Detrás de tamaña desproporción se esconde una intención maligna de aislar enteramente al estado judío del resto de las naciones. Pues ningún ser moral podría concebir -mucho menos admitir- en el seno de la familia de las naciones a un país con conductas y prácticas semejantes a las del nazismo, el colonialismo y la segregación racial. Para los antisemitas, los judíos del mundo son cómplices de lo que en sus mentes ven como los crímenes de Israel y en consecuencia responsabilizan moralmente a la judería mundial de las acciones de los israelíes. Ello queda reflejado en la superposición de simbología religiosa hebrea con simbología política nazi en las calles de la Argentina en tiempos de conflicto palestino-israelí.
De hecho, puede verse un continuo histórico en el sendero del odio antijudío, una metamorfosis de añejas difamaciones antisemitas hoy recicladas en novedosas manifestaciones antisraelíes. El libelo de sangre del Medioevo según el cual los judíos asesinaban a niños cristianos para rituales propios de su fe tiene su equivalente moderno en la acusación de que los israelíes matan a niños palestinos. La acusación de que los judíos provocaban la muerte a los cristianos mediante la propagación de la peste negra afectando a todo un continente, tiene su equivalente actual en la acusación de que los israelíes cometen un genocidio contra los palestinos y en que son la causa de la inestabilidad en el Medio Oriente. Las descabelladas denuncias contenidas en Los Protocolos de los Sabios de Sion acerca del dominio hebreo universal renacen en las fantasías del control judío de la política exterior estadounidense. Aun cuando estas equivalencias podrán ser imperfectas, la memoria colectiva de un pueblo perseguido puede detectar las similitudes. Como ha observado con tino el académico Alvin Rosenfeld, si antaño se buscaba excluir al judío de la sociedad, hoy se aspira a marginar al estado judío de la comunidad internacional.
El antisemitismo es un fenómeno camaleónico. Se adapta al entorno con notable precisión. Sabe hablarle a sus contemporáneos en el lenguaje de su época. Lo que hoy nos parece estrafalario en tiempos pasados fue dado por cierto. Quizás en el futuro los historiadores puedan apreciar cuan infundadas eran las comparaciones de las conductas de los israelíes con las de los nazis, pero en la actualidad éstas son tomadas como válidas por muchas personas en muchos lugares. En tiempos en los que la religión definía a las relaciones humanas, el pueblo judío fue agredido por sus creencias. En tiempos de teorías raciales, los judíos fueron perseguidos por su sangre.
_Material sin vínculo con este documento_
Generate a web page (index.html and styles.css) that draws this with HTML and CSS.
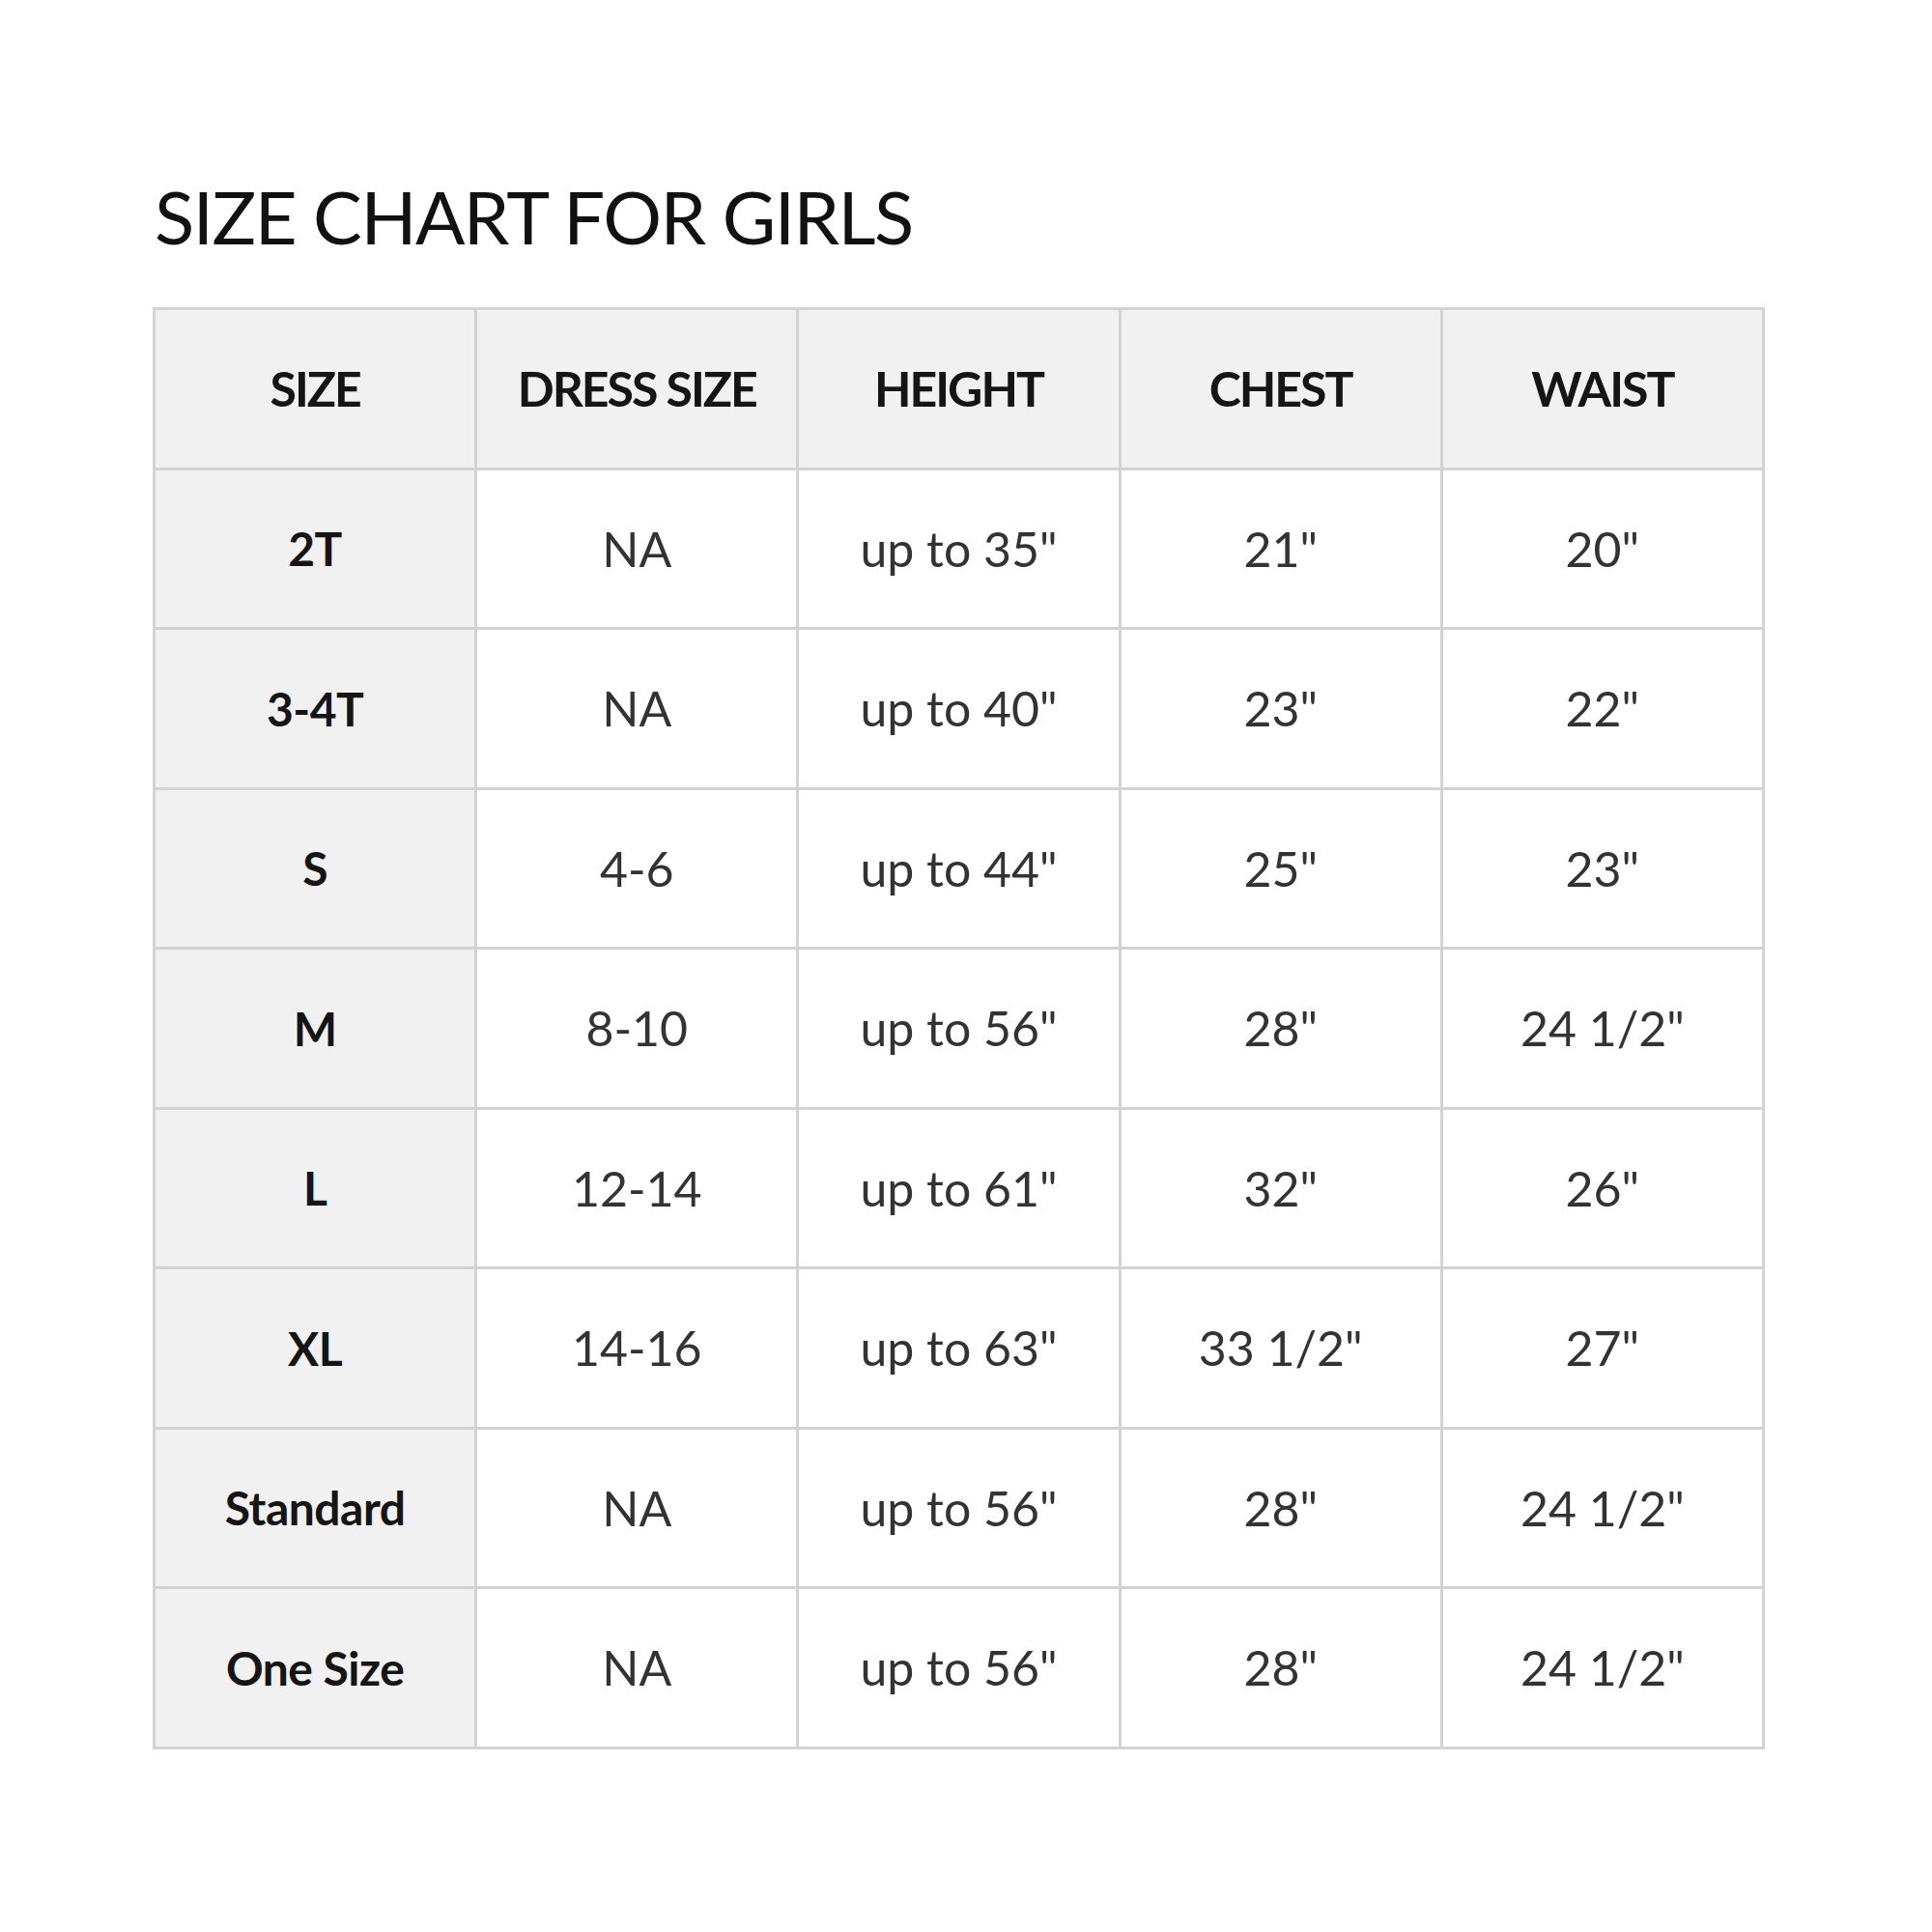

En la era de la autodeterminación nacional, se los ataca por el ejercicio de su soberanía nacional.
El antisemitismo fue inicialmente de naturaleza religiosa, luego racial y ahora política. La crítica a Israel se convierte en antisemitismo al cuestionar la legitimidad política y moral de la existencia judía en Israel. Esto puede tomar la forma de la negación tajante al derecho judío a la autodeterminación nacional, como en el caso obvio del antisionismo, o puede manifestarse de manera un poco más sutil por medio de múltiples e insensatas acusaciones contra Israel (estado genocida, apartheid, etc.) que apuntan igualmente a su descalificación.
Un elemento central del antisemitismo político contemporáneo que damos en denominar antiisraelismo es la atención selectiva que dedica el antisemita a las acciones de Israel. Si por el mismo delito uno está dispuesto a condenar a un hombre negro y a perdonar a un hombre blanco, entonces uno es un racista. Y si uno está inclinado a condenar a un hombre negro por delitos que ni siquiera ha cometido y a perdonar los delitos graves del hombre blanco, entonces además de ser un racista uno será, digamos diplomáticamente, un racista exagerado. ¿Qué podemos decir ante la reacción indignada de cantidades de personas -presuntamente desconectadas de las vicisitudes del Medio Oriente- a ciertas acciones militares o políticas de Israel cuando estas mismas personas permanecen indiferentes a las acciones asesinas del régimen Assad en Siria? Y no solamente por los más de cien mil muertos sirios sino por los ataques que refugiados palestinos -el objeto habitual de su compasión- en Siria han padecido. ¿Por qué sólo cuando los israelíes están implicados en el sufrimiento palestino dejan oír sus voces? Su indignación moral selectiva expone sus reales intenciones. No es el padecimiento palestino aquello que concita su preocupación, sino su obsesión con los judíos (israelíes) lo que fomenta su reacción.
Estamos acostumbrados a reconocer un acto antisemita cuando una bomba molotov es arrojada contra una sinagoga. Nos resulta más complicado reconocerlo cuando Israel es tachado de estado-nazi o cuando casi todas sus políticas son universalmente cuestionadas o cuando es censurado por acciones que no fomentan una fracción del enojo popular cuando éstas son cometidas por otros, incluso ante situaciones objetivamente más graves y mucho más ofensivas a la conciencia mundial. Debemos superar esa dificultad y reconocer que un acto discriminatorio contra un -o mejor dicho “el”- estado judío no es más que la cristalización a nivel nacional de un viejo prejuicio milenario.